= Sanford Brown Kellogg =

American lawyer and politician

Sanford Brown Kellogg (April 13, 1822 - April 14, 1893) was an American lawyer and politician.

Kellogg, third son of George C. and Clarissa (Brown) Kellogg, was born in New Hartford, Litchfield County, Connecticut, on April 13, 1822. He graduated from Yale College in 1843. He was admitted to the bar in New Haven, after three years of legal study, the last year being spent at the Yale Law School. He began the practice of law in St. Louis, Mo., in partnership with Samuel Knox, in October, 1846. He was liberal and public spirited, and actively interested in founding and sustaining religious and educational institutions in Illinois and Missouri. He was a member of the Missouri Senate, in 1862-63. He died April 14, 1893, after a brief illness, at the age of 71.

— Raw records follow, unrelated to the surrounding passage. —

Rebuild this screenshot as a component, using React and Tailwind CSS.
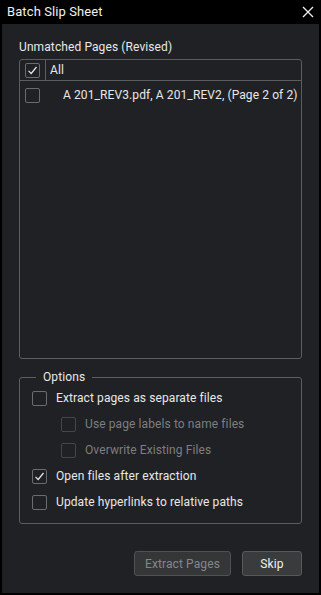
import React from 'react';

const Check = ({ checked, disabled }) => (
  <span
    className={`flex h-[15px] w-[15px] shrink-0 items-center justify-center rounded-[2px] border ${
      disabled ? 'border-[#454649]' : 'border-[#6b6c6f]'
    }`}
  >
    {checked && (
      <svg width="11" height="11" viewBox="0 0 11 11" fill="none">
        <path d="M1.5 5.8 L4.2 8.5 L9.5 2" stroke="#e6e6e6" strokeWidth="1.2" />
      </svg>
    )}
  </span>
);

const Option = ({ label, checked, disabled, indent }) => (
  <div className={`flex h-[26px] items-center gap-[9px] ${indent ? 'pl-[29px]' : ''}`}>
    <Check checked={checked} disabled={disabled} />
    <span className={disabled ? 'text-[#7d7e80]' : 'text-[#e8e8e8]'}>{label}</span>
  </div>
);

export default function App() {
  return (
    <div className="flex h-[595px] w-[321px] flex-col bg-black font-['Roboto',sans-serif] text-[12px] tracking-[0.1px] text-[#e8e8e8]">
      <div className="flex h-[24px] items-center justify-between pl-[7px] pr-[7px]">
        <span className="text-[13px] text-[#f0f0f0]">Batch Slip Sheet</span>
        <svg width="12" height="12" viewBox="0 0 12 12">
          <path d="M1 1 L11 11 M11 1 L1 11" stroke="#f0f0f0" strokeWidth="1.3" />
        </svg>
      </div>
      <div className="mx-[2px] mb-[2px] flex flex-1 flex-col bg-[#202124] px-[17px] pt-[13px]">
        <div className="h-[20px] leading-[20px] text-[#e8e8e8]">Unmatched Pages (Revised)</div>
        <div className="mt-[2px] flex h-[300px] flex-col rounded-[3px] border border-[#5c5d60]">
          <div className="flex h-[21px] items-center border-b border-[#5c5d60]">
            <div className="flex h-full w-[26px] items-center justify-center border-r border-[#5c5d60]">
              <Check checked />
            </div>
            <span className="pl-[4px]">All</span>
          </div>
          <div className="flex h-[28px] items-center pl-[5px]">
            <Check />
            <span className="pl-[23px]">A 201_REV3.pdf, A 201_REV2, (Page 2 of 2)</span>
          </div>
        </div>
        <fieldset className="mt-[9px] rounded-[3px] border border-[#5c5d60] px-[12px] pb-[8px] pt-0">
          <legend className="ml-[4px] px-[7px] text-[#e8e8e8]">Options</legend>
          <div className="-mt-[1px] flex flex-col">
            <Option label="Extract pages as separate files" />
            <Option label="Use page labels to name files" indent disabled />
            <Option label="Overwrite Existing Files" indent disabled />
            <Option label="Open files after extraction" checked />
            <Option label="Update hyperlinks to relative paths" />
          </div>
        </fieldset>
        <div className="mt-[27px] flex justify-end gap-[11px]">
          <button className="h-[25px] w-[97px] rounded-[3px] border border-[#505154] bg-[#353638] text-[#85868a]">
            Extract Pages
          </button>
          <button className="h-[25px] w-[60px] rounded-[3px] border border-[#58595c] bg-[#3a3b3d] text-[#f0f0f0]">
            Skip
          </button>
        </div>
      </div>
    </div>
  );
}
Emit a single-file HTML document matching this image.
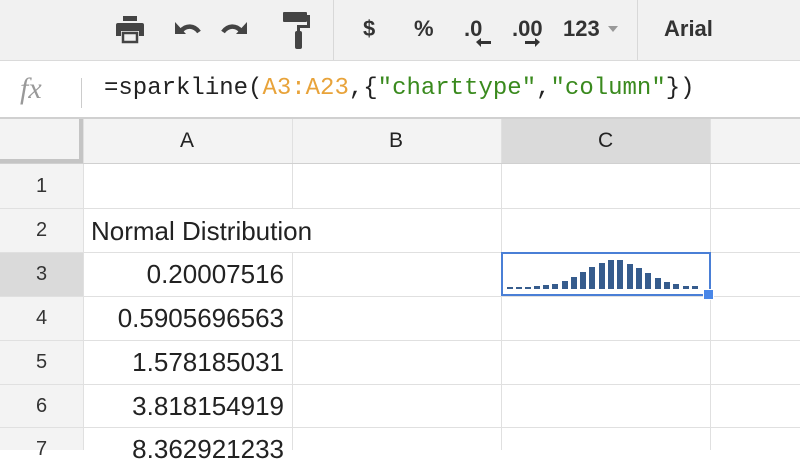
<!DOCTYPE html>
<html><head><style>
body{margin:0;width:800px;height:450px;overflow:hidden;background:#fff;font-family:"Liberation Sans",Arial,sans-serif;position:relative}
.a{position:absolute}
.tb{left:0;top:0;width:800px;height:60px;background:#f1f1f1;border-bottom:1px solid #dadada}
.fb{left:0;top:61px;width:800px;height:56px;background:#fff;border-bottom:2px solid #d0d0d0}
.hl{background:#dadada}
.vl{width:1px;background:#e0e0e0}
.hlin{height:1px;background:#e0e0e0}
.t{font-size:26px;color:#222;white-space:nowrap}
.rn{width:83px;text-align:center;font-size:20px;color:#333}
.bar{position:absolute;bottom:0;width:6px;background:#365c8d}
.icn{font-weight:bold;color:#333;font-size:22px}
</style></head><body>
<div class="a tb"></div>
<svg class="a" style="left:115px;top:14px" width="140" height="34" viewBox="0 0 140 34">
<g fill="#444">
<rect x="8" y="2" width="14" height="5"/>
<path d="M3 9h24a2 2 0 0 1 2 2v11h-5v-5H6v5H1V11a2 2 0 0 1 2-2z"/>
<rect x="8" y="19" width="14" height="9" fill="none" stroke="#444" stroke-width="2.5"/>
</g>
<g fill="none" stroke="#444" stroke-width="4.5"><path d="M66 17c5-6 13-6 18 1"/><path d="M126 17c-5-6-13-6-18 1"/></g>
<g fill="#444"><path d="M60 8v12h11z"/><path d="M132 8v12h-11z"/></g>
</svg>
<svg class="a" style="left:280px;top:10px" width="34" height="40" viewBox="0 0 34 40">
<g fill="#444"><rect x="3" y="2" width="24" height="10" rx="1"/><rect x="27" y="5" width="3" height="12"/><rect x="17" y="15" width="13" height="3"/><rect x="17" y="15" width="3" height="8"/><rect x="15" y="21" width="7" height="18" rx="2"/></g></svg>
<div class="a" style="left:333px;top:0;width:1px;height:60px;background:#d8d8d8"></div>
<div class="a" style="left:637px;top:0;width:1px;height:60px;background:#d8d8d8"></div>
<div class="a icn" style="left:363px;top:16px">$</div>
<div class="a icn" style="left:414px;top:16px">%</div>
<div class="a icn" style="left:464px;top:16px">.0</div>
<div class="a icn" style="left:512px;top:16px">.00</div>
<svg class="a" style="left:476px;top:36px" width="80" height="14"><g fill="#333"><path d="M0 6l5-4v3h10v3H5v3z"/><path d="M64 6l-5-4v3H49v3h10v3z"/></g></svg>
<div class="a icn" style="left:563px;top:16px">123</div>
<div class="a" style="left:608px;top:26px;border:5px solid transparent;border-top:6px solid #999"></div>
<div class="a icn" style="left:664px;top:16px">Arial</div>
<div class="a fb"></div>
<div class="a" style="left:20px;top:72px;font-family:'Liberation Serif',serif;font-style:italic;font-size:30px;color:#999">fx</div>
<div class="a" style="left:81px;top:78px;width:1px;height:30px;background:#ccc"></div>
<div class="a" style="left:104px;top:75px;font-family:'Liberation Mono',monospace;font-size:24px;color:#222;white-space:nowrap">=sparkline(<span style="color:#e8a33a">A3:A23</span>,{<span style="color:#3a8a1e">"charttype"</span>,<span style="color:#3a8a1e">"column"</span>})</div>
<div class="a" style="left:0;top:119px;width:800px;height:44px;background:#f3f3f3"></div>
<div class="a hl" style="left:501px;top:119px;width:209px;height:44px"></div>
<div class="a" style="left:0;top:119px;width:83px;height:331px;background:#f3f3f3"></div>
<div class="a hl" style="left:0;top:253px;width:83px;height:43px"></div>
<div class="a" style="left:0;top:119px;width:79px;height:40px;border-right:4px solid #c4c4c4;border-bottom:4px solid #c4c4c4"></div>
<div class="a" style="left:180px;top:129px;font-size:21px;color:#222">A</div>
<div class="a" style="left:389px;top:129px;font-size:21px;color:#222">B</div>
<div class="a" style="left:598px;top:129px;font-size:21px;color:#222">C</div>
<div class="a vl" style="left:83px;top:119px;height:331px"></div>
<div class="a vl" style="left:292px;top:119px;height:331px"></div>
<div class="a vl" style="left:501px;top:119px;height:331px"></div>
<div class="a vl" style="left:710px;top:119px;height:331px"></div>
<div class="a hlin" style="left:0;top:163px;width:800px;background:#d0d0d0"></div>
<div class="a hlin" style="left:0;top:208px;width:800px"></div>
<div class="a hlin" style="left:0;top:252px;width:800px"></div>
<div class="a hlin" style="left:0;top:296px;width:800px"></div>
<div class="a hlin" style="left:0;top:340px;width:800px"></div>
<div class="a hlin" style="left:0;top:384px;width:800px"></div>
<div class="a hlin" style="left:0;top:427px;width:800px"></div>
<div class="a" style="left:84px;top:209px;width:290px;height:43px;background:#fff"></div>
<div class="a rn" style="left:0;top:175px">1</div>
<div class="a rn" style="left:0;top:219px">2</div>
<div class="a rn" style="left:0;top:263px">3</div>
<div class="a rn" style="left:0;top:307px">4</div>
<div class="a rn" style="left:0;top:351px">5</div>
<div class="a rn" style="left:0;top:395px">6</div>
<div class="a rn" style="left:0;top:438px">7</div>
<div class="a t" style="left:91px;top:216px">Normal Distribution</div>
<div class="a t" style="right:516px;top:259px">0.20007516</div>
<div class="a t" style="right:516px;top:303px">0.5905696563</div>
<div class="a t" style="right:516px;top:347px">1.578185031</div>
<div class="a t" style="right:516px;top:391px">3.818154919</div>
<div class="a t" style="right:516px;top:434px">8.362921233</div>
<div class="a" style="left:501px;top:252px;width:206px;height:40px;border:2px solid #4a7fd6"></div>
<div class="a" style="left:703px;top:289px;width:9px;height:9px;background:#4a87e8;border:1px solid #fff"></div>
<div class="a" style="left:506px;top:259px;width:196px;height:30px">
<div class="bar" style="left:1px;height:2px"></div><div class="bar" style="left:10px;height:2px"></div><div class="bar" style="left:19px;height:2px"></div><div class="bar" style="left:28px;height:3px"></div><div class="bar" style="left:37px;height:4px"></div><div class="bar" style="left:46px;height:5px"></div><div class="bar" style="left:56px;height:8px"></div><div class="bar" style="left:65px;height:12px"></div><div class="bar" style="left:74px;height:17px"></div><div class="bar" style="left:83px;height:22px"></div><div class="bar" style="left:93px;height:26px"></div><div class="bar" style="left:102px;height:29px"></div><div class="bar" style="left:111px;height:29px"></div><div class="bar" style="left:121px;height:25px"></div><div class="bar" style="left:130px;height:21px"></div><div class="bar" style="left:139px;height:16px"></div><div class="bar" style="left:149px;height:11px"></div><div class="bar" style="left:158px;height:7px"></div><div class="bar" style="left:167px;height:5px"></div><div class="bar" style="left:177px;height:3px"></div><div class="bar" style="left:186px;height:3px"></div>
</div>
</body></html>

He was married on August 2, 1855, to Maria Louise, only daughter of the Rev. James Kimball, of Oakham, Mass. Their daughter was a missionary in China. He was again married on December 14, 1870, to Louise Parker, daughter of the Hon. James Allen, of Oakham, Mass., who survived him. Their daughter was a member of the class of 1894, Wellesley College, and their son was a member of the class of 1895, Yale College.